_YOUR INSTRUCTIONS_.
Scan the records for the string "this"; copy each line where it occurs.

_SUPPLIED MATERIAL_.
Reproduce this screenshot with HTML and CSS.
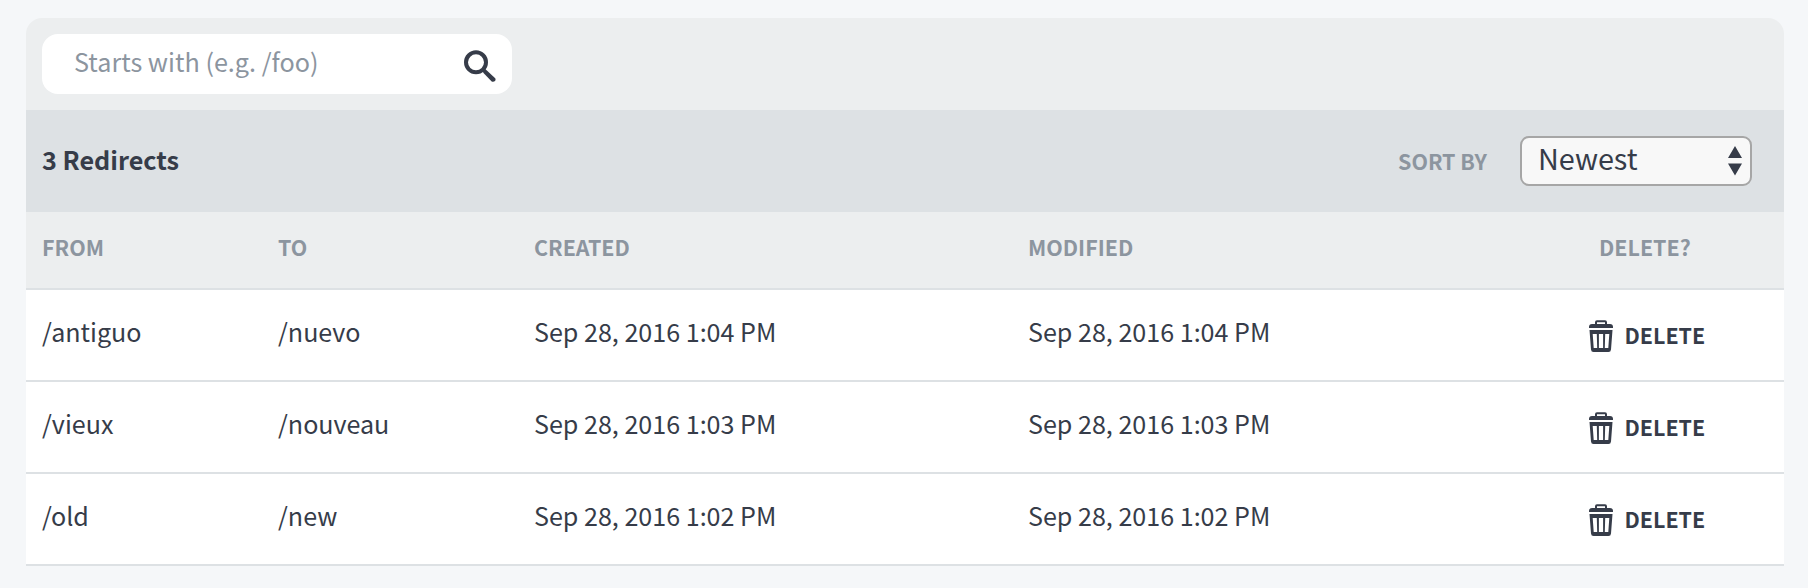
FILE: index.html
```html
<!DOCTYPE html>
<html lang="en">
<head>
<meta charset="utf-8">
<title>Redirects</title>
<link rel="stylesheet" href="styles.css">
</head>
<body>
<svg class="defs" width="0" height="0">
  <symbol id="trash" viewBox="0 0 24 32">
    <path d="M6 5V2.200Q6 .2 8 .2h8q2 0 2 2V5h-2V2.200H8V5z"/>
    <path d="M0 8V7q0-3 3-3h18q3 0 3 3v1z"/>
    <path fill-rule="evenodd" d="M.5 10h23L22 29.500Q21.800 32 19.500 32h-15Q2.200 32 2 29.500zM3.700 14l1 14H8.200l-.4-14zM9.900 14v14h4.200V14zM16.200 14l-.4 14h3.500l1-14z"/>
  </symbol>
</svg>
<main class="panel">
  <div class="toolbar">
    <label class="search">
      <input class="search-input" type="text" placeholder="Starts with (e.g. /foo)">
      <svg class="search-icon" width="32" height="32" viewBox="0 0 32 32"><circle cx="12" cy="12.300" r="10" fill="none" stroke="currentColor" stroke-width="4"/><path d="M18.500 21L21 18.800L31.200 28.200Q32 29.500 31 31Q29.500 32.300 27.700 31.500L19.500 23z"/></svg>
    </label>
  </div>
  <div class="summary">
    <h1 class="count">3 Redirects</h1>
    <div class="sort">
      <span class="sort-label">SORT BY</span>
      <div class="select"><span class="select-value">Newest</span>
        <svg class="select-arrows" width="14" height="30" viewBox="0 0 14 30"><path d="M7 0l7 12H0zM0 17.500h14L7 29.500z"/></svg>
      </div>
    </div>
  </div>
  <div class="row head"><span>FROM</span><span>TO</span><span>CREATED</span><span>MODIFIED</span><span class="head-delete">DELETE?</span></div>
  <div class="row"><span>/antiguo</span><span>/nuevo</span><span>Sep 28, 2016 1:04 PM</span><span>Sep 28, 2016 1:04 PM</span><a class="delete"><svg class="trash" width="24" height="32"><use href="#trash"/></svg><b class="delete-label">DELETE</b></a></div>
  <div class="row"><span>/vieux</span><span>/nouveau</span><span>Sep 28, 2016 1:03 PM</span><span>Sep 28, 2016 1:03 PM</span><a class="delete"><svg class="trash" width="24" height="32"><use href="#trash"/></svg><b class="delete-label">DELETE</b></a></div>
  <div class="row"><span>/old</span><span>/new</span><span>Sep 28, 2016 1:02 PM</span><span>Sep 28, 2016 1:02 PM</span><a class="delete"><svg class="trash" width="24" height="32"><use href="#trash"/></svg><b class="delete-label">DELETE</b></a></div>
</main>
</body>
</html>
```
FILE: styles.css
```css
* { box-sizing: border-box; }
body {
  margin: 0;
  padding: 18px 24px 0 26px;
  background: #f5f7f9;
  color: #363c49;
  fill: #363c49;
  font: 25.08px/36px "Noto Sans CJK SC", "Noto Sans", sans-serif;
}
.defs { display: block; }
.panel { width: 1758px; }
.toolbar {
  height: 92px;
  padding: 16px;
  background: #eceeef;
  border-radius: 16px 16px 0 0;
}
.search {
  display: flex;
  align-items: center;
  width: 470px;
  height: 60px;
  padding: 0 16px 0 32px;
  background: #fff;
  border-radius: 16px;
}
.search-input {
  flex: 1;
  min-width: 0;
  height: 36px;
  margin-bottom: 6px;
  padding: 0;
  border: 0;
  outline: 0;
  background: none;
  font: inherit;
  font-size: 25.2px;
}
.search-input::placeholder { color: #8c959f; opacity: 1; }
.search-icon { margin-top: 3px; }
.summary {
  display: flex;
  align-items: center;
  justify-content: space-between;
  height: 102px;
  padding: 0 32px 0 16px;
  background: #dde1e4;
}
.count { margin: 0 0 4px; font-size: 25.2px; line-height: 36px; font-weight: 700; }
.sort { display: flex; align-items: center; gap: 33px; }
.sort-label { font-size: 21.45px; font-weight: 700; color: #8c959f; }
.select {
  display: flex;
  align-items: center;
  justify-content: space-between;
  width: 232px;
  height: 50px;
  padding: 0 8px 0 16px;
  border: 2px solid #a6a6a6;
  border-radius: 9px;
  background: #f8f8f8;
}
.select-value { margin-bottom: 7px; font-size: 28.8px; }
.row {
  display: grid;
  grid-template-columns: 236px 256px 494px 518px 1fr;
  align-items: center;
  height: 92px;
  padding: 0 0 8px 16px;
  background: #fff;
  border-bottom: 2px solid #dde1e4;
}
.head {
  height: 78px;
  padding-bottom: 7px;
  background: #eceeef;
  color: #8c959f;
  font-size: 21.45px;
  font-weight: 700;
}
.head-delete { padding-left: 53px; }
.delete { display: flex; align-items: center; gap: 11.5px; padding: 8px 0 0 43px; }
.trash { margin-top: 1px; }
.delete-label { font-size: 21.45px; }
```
--
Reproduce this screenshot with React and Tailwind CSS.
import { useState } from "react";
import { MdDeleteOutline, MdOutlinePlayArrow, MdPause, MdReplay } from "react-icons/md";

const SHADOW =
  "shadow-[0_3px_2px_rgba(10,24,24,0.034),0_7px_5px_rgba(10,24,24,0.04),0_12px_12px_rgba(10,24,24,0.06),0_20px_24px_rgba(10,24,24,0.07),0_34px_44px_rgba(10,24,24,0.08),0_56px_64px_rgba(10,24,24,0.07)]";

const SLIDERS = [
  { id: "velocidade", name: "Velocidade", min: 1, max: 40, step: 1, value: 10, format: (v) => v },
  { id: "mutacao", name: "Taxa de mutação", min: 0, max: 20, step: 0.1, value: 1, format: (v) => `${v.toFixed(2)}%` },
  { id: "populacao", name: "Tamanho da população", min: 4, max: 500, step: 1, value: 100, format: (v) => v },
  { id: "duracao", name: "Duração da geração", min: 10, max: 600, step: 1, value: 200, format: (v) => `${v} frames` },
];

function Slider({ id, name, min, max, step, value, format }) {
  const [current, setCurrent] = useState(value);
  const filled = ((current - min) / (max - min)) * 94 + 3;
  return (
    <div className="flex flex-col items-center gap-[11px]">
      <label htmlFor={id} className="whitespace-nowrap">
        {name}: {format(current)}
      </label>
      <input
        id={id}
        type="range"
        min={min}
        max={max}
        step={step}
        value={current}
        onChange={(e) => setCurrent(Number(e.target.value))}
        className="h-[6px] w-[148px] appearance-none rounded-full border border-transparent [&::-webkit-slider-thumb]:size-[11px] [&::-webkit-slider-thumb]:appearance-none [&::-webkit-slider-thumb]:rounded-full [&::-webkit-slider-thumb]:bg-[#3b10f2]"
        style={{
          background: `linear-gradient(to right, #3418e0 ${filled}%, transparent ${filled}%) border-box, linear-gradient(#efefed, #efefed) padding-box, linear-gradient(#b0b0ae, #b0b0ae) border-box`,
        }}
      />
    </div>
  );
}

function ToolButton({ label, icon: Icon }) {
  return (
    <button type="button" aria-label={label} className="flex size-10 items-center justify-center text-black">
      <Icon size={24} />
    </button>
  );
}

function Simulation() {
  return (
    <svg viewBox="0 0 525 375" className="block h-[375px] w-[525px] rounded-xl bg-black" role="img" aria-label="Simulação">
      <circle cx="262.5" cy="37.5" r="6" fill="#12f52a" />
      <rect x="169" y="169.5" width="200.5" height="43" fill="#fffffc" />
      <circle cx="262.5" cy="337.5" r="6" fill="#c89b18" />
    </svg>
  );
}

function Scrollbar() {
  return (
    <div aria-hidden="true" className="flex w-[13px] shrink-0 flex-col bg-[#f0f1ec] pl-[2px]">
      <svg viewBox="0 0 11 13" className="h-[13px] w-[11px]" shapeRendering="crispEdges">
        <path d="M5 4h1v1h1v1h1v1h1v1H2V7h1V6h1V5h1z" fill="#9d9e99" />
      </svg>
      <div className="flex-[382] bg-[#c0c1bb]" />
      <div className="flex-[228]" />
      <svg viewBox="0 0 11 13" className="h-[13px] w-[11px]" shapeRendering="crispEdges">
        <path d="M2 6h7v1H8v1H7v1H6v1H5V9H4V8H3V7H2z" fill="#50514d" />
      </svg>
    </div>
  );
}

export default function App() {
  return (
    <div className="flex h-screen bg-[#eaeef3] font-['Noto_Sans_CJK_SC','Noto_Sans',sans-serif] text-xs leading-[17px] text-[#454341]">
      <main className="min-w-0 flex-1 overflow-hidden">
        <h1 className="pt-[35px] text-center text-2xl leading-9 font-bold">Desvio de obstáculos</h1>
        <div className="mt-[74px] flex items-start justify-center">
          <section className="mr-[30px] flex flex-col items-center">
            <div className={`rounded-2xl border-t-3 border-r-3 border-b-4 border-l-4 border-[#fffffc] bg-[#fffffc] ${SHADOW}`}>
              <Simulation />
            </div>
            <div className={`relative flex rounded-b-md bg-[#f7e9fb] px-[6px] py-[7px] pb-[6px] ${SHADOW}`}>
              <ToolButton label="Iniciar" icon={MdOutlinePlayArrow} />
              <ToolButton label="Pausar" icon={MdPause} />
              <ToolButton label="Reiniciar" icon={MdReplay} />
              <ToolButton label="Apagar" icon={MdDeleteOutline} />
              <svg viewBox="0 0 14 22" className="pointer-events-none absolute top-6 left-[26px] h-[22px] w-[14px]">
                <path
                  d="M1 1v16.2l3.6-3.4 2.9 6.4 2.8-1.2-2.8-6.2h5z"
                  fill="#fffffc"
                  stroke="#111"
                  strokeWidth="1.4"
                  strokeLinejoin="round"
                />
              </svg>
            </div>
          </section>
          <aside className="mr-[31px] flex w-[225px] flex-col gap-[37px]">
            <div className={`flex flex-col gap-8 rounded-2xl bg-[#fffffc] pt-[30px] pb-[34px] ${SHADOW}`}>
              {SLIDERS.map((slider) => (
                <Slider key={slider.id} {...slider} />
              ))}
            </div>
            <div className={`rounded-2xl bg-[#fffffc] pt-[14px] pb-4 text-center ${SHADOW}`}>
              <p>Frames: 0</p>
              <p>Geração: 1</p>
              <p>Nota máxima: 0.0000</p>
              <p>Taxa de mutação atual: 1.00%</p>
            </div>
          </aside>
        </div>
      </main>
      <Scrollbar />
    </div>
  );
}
--
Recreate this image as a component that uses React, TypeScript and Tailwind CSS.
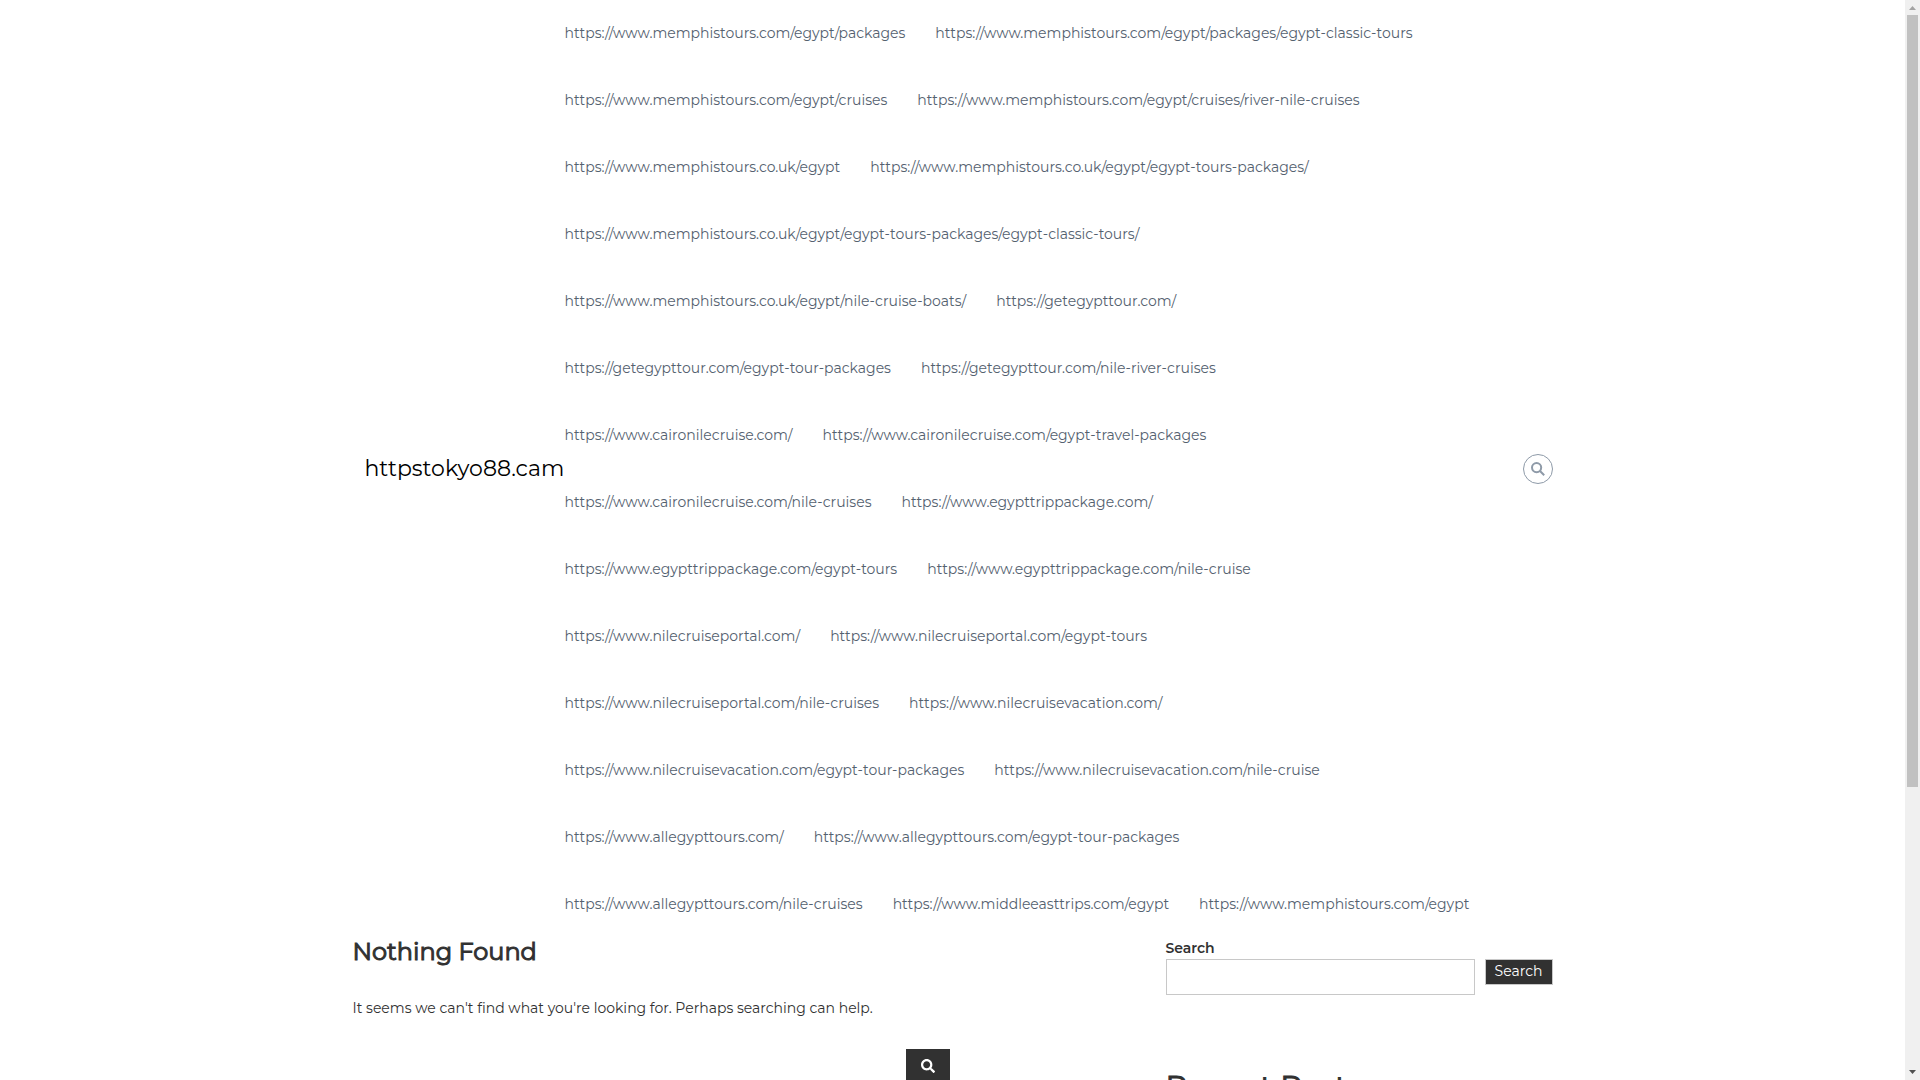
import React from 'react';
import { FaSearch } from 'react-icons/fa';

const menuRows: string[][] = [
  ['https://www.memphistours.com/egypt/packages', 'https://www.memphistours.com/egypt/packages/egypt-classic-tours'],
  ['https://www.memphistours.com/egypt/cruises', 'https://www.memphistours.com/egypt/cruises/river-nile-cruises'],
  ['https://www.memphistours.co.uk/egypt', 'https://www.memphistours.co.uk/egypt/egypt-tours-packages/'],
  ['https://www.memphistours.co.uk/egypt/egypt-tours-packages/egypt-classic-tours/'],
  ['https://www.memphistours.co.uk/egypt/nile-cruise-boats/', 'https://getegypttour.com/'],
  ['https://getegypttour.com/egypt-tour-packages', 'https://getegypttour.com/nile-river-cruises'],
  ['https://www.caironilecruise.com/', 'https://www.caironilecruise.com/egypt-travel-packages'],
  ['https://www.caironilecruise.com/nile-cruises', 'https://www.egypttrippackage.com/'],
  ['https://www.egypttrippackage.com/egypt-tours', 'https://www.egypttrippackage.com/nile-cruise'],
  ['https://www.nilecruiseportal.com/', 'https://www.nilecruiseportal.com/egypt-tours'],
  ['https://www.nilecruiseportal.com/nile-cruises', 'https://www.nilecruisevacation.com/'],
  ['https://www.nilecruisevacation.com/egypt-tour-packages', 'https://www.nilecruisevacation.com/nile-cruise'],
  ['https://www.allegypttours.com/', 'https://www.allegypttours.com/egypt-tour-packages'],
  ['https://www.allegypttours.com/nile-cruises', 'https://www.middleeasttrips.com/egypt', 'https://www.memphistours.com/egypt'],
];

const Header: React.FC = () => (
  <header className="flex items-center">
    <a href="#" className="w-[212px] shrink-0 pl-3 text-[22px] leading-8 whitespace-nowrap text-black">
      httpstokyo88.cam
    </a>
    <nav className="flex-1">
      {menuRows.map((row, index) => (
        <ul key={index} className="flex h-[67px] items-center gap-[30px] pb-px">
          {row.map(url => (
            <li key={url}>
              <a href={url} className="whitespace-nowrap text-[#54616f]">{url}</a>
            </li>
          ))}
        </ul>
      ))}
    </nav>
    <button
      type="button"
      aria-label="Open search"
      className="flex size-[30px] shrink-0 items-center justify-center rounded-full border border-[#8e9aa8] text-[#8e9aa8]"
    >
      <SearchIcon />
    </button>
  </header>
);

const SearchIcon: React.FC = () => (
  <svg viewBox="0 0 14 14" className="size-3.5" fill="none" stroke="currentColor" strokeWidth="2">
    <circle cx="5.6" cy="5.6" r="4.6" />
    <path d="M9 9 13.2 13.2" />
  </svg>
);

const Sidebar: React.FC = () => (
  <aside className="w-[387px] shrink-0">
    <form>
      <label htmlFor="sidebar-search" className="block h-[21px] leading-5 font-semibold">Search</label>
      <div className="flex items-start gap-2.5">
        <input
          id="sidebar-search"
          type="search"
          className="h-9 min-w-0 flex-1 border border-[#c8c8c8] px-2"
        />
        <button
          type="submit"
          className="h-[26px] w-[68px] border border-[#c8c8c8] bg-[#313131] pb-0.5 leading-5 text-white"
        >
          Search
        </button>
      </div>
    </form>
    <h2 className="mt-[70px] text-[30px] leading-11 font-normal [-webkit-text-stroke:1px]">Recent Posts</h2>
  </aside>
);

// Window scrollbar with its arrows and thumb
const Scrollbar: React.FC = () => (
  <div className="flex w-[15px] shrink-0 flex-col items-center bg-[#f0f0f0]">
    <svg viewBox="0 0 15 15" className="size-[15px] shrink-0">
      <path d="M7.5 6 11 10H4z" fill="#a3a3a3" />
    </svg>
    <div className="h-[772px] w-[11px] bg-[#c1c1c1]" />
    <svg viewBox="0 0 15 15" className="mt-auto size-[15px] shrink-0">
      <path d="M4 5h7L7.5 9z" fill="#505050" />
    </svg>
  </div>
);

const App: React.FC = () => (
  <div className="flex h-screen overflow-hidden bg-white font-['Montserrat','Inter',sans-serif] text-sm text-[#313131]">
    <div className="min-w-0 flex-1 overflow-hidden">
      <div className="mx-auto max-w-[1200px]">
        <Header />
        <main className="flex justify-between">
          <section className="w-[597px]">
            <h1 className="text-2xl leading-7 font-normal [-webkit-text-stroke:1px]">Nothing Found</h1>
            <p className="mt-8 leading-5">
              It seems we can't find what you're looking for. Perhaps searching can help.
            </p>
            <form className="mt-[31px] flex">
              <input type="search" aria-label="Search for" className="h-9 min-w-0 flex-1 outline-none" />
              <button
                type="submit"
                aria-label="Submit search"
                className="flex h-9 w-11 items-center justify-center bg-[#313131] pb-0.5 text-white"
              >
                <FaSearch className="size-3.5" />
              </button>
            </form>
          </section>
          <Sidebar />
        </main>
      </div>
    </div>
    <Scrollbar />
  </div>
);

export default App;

_EXERCISE RESULT_.
Reproduce this screenshot with HTML and CSS.
Reproduce this screenshot with React and Tailwind CSS.
Recreate this image as a component that uses React, TypeScript and Tailwind CSS.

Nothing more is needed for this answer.